En seconde partie, retour au siècle dernier avec la célébration du Sacre du printemps, pierre d'angle de la modernité musicale bientôt centenaire. On peut dire de l'option choisie par Susanna Mälkki qu'elle tire l'œuvre davantage vers l'orchestre que vers la chorégraphie. On imagine mal, en effet, la troupe de Maurice Béjart, ou plus récemment Pina Bausch, répondant à la puissance de l'élément orchestral déployée ce soir-là. Loin de déplaire, cette interprétation propose un paganisme moins soucieux d'amoralité que d'effet esthétique. Une forme de barbarie contrôlée, donc – une interprétation nettement plus virtuose que viscérale.

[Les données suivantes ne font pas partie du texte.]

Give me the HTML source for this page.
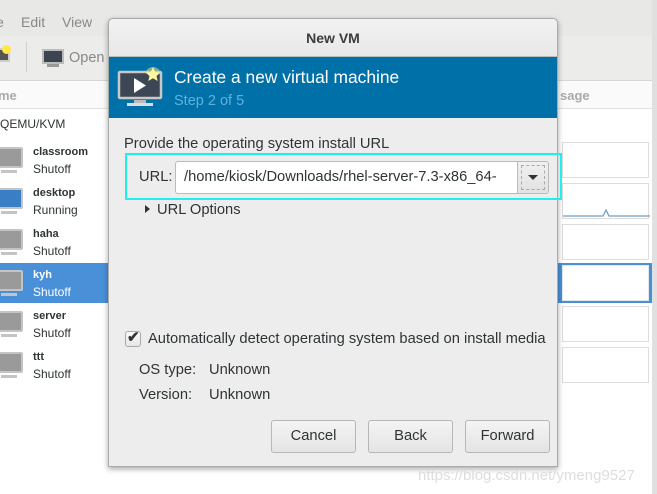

Les premières mesures firent craindre le pire tant les contrastes étaient poussifs et les cordes sans réelle assise rythmique. Dans Le jeu du rapt, l'orchestre manquait singulièrement de contraste au début et les changements de dynamique assez mal maîtrisés des Jeux des cités rivales subirent plusieurs déflagrations exagérées. Malgré les timbres assez verts de la petite harmonie, la fin de la première partie prit progressivement de l'assurance. On pourra certes trouver les Cercles mystérieux des adolescentes ni mystérieux ni adolescents, mais sans décalages et d'une pâte sonore venimeuse et envoûtante. La Danse de l'élue est dirigée tout en saccades nerveuses, d'un geste très sec. Susanna Mälkki ne laisse pas sonner les pupitres et épuise le son avant qu'il ne s'exprime. Ces coups de cravaches broient la masse et les plans sonores dans des jets dynamiques violents et forts. L'énergie déchire et emporte, en les rendant inaudibles, certaines parties du discours. La machine s'emballe un peu mais, après tout, c'est une belle démonstration et le public est conquis. À notre tour, ne boudons pas notre plaisir, le pari est gagné.